▸ What you have to do
Say how many lines contain "this", using only the number.

▸ Data
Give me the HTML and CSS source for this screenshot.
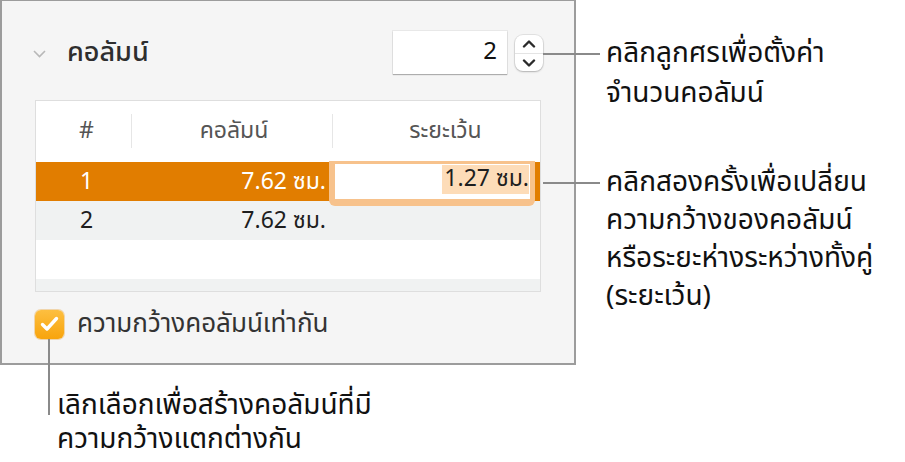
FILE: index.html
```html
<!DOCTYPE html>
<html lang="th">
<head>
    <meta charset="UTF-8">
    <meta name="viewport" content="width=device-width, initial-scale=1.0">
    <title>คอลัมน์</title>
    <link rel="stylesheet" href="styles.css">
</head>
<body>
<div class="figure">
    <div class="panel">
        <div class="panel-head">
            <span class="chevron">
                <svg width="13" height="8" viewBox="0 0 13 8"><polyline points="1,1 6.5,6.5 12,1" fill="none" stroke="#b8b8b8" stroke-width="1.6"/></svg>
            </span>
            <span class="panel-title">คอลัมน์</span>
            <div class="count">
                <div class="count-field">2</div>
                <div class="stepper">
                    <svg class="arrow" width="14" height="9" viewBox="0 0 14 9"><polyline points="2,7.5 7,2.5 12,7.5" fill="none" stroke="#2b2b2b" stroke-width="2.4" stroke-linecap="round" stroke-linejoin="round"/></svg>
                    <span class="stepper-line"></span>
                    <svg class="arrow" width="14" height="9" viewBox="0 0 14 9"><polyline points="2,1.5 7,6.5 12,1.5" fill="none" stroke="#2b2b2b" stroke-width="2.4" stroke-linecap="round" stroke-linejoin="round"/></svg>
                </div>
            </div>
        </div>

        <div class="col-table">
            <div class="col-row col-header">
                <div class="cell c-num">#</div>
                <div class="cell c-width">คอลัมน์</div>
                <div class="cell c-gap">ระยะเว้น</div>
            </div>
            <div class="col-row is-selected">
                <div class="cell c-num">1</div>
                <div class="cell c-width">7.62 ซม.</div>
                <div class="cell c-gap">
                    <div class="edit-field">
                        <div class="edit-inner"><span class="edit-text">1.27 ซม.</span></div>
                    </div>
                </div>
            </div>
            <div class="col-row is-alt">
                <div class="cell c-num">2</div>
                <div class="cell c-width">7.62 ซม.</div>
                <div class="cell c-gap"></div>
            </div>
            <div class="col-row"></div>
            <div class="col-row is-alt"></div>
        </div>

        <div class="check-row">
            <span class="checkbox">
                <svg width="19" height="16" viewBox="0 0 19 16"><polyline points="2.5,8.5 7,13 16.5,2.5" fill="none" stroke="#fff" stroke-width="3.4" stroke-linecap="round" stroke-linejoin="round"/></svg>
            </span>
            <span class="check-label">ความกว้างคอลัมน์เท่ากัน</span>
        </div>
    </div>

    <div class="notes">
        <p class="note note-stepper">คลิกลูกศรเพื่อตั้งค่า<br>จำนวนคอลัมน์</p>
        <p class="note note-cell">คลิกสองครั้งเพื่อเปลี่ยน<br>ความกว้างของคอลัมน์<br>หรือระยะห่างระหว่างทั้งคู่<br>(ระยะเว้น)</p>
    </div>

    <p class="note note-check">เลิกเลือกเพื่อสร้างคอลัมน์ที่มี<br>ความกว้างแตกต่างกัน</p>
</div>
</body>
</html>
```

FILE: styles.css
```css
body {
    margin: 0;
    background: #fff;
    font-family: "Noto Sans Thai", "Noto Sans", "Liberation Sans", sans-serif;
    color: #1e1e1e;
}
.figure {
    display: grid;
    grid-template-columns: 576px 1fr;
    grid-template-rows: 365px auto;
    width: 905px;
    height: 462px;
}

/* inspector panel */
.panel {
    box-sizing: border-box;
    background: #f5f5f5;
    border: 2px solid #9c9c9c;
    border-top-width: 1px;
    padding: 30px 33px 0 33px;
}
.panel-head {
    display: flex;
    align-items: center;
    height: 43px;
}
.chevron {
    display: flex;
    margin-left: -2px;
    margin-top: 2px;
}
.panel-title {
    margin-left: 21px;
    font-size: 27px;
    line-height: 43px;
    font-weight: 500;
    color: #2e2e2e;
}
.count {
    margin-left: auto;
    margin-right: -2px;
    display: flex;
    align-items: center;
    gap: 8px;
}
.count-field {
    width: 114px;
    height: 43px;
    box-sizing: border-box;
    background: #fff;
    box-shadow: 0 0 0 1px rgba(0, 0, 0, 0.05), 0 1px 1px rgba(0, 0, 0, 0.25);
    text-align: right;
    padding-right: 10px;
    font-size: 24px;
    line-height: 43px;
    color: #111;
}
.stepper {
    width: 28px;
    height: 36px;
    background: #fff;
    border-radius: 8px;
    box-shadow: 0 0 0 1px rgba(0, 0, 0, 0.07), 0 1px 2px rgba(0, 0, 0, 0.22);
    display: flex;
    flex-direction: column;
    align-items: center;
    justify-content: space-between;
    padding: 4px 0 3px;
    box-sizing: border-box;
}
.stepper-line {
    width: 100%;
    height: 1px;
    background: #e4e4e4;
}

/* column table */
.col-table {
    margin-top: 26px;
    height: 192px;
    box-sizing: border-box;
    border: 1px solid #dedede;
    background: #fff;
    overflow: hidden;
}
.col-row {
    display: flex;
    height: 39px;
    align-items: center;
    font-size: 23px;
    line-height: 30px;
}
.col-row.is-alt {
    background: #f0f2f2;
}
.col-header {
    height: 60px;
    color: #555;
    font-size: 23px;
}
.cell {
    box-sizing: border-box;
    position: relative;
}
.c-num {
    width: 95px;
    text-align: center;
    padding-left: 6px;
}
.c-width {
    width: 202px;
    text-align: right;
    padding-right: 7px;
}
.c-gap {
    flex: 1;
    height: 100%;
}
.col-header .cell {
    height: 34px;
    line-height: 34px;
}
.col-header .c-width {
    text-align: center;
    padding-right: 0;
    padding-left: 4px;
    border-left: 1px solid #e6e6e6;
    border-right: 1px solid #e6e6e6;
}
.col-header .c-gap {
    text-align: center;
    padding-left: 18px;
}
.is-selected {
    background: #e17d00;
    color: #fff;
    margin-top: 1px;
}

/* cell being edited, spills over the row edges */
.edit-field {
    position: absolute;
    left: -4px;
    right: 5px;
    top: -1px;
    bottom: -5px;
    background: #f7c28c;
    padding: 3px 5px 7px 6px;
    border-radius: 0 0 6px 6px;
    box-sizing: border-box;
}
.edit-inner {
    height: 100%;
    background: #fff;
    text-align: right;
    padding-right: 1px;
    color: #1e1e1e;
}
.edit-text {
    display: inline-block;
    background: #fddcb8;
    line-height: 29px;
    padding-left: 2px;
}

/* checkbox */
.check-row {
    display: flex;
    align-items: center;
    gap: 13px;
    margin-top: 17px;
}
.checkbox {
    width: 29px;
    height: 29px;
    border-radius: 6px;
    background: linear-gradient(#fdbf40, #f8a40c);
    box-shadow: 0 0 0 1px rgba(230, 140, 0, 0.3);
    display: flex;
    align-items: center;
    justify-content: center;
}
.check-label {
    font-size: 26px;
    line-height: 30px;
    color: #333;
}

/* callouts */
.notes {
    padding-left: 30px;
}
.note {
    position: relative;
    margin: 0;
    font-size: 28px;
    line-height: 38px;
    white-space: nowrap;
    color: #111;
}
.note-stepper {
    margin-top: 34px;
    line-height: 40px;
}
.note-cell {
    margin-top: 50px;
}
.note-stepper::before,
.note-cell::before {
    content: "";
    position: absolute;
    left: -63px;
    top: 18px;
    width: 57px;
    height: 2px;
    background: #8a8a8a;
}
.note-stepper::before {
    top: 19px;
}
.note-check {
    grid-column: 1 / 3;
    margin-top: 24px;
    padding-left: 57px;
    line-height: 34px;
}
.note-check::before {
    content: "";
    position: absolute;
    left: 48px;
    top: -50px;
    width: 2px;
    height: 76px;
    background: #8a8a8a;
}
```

==

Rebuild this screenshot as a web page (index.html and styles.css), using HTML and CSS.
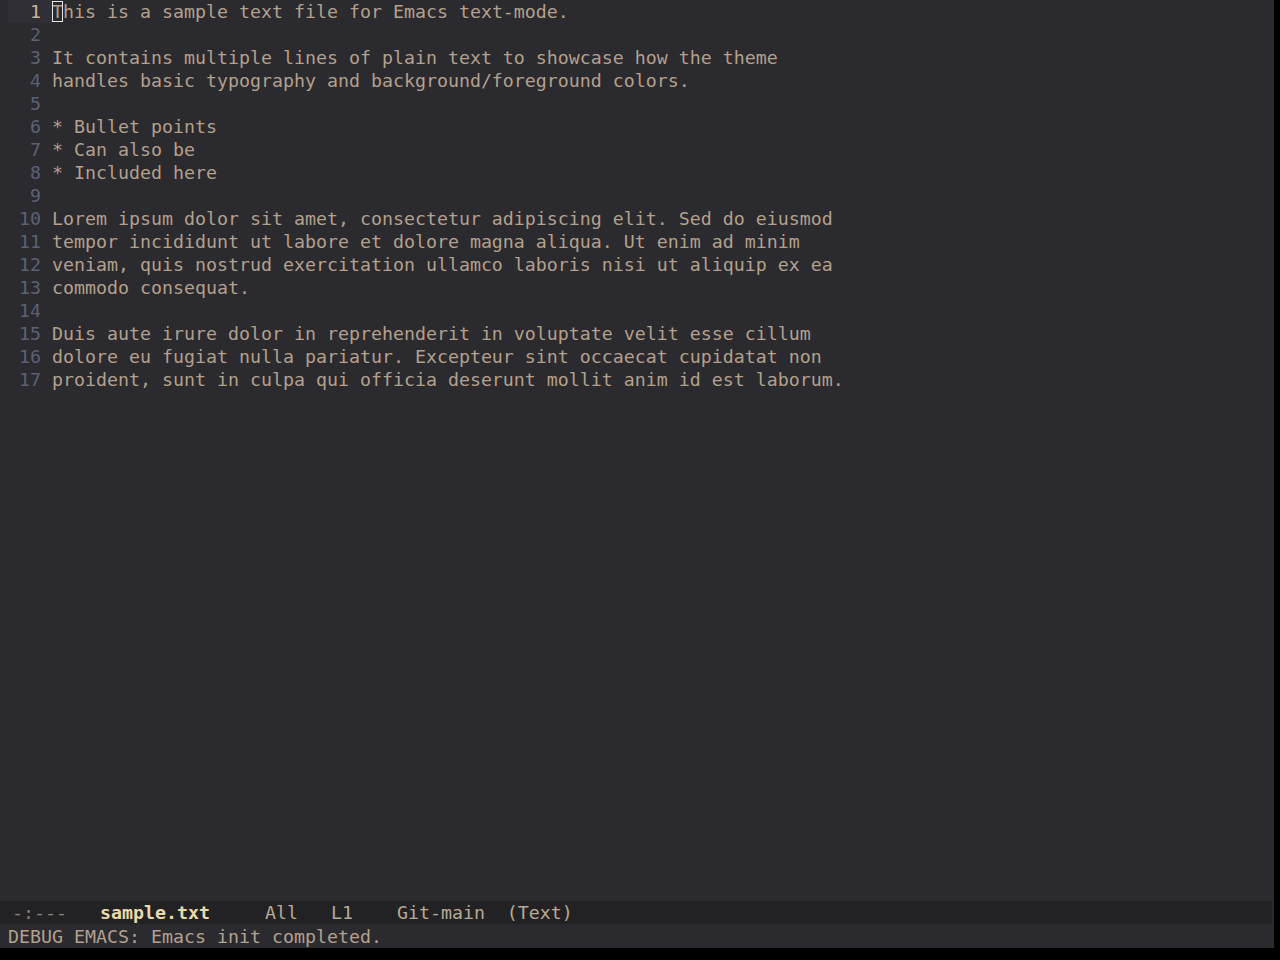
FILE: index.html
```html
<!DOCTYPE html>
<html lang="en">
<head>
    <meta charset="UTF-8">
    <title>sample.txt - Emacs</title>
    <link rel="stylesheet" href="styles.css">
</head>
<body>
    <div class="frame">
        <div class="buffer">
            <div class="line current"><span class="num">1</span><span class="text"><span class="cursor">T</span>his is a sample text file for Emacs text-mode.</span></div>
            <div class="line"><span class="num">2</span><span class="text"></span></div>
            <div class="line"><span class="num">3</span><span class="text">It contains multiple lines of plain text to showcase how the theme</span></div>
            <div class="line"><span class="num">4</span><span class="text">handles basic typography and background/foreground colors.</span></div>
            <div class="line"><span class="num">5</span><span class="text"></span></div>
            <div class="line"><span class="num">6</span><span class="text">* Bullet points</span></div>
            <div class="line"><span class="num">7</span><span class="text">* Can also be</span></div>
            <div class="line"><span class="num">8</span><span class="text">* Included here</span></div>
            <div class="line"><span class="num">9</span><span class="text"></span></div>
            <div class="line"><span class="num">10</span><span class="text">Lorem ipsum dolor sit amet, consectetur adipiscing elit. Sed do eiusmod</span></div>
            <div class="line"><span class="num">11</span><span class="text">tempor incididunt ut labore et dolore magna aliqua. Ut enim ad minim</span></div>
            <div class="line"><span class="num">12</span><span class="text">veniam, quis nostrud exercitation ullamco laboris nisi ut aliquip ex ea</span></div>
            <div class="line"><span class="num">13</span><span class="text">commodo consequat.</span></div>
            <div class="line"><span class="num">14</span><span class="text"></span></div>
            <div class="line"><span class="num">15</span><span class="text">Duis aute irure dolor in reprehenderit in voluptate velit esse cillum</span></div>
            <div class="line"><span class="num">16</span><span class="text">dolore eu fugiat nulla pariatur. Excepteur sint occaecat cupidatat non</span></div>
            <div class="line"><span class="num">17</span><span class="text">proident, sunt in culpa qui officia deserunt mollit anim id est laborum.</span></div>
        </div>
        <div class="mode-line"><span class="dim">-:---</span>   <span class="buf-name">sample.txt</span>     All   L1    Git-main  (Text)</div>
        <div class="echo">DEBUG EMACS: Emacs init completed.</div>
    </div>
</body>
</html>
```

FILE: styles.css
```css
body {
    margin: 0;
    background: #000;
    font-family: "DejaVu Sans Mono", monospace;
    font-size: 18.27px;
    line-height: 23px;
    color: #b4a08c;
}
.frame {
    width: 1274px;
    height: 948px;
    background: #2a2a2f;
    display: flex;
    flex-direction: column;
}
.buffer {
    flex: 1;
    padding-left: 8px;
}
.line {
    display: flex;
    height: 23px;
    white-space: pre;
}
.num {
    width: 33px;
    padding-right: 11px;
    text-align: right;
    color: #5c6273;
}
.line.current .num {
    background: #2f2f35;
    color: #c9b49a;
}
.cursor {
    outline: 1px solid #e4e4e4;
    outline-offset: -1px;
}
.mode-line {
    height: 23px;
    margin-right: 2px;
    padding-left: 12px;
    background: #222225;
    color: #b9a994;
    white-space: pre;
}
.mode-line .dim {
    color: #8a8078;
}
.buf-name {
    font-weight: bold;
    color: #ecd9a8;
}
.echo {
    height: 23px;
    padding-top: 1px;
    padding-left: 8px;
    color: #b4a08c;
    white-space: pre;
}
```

▸ Output of the exercise
2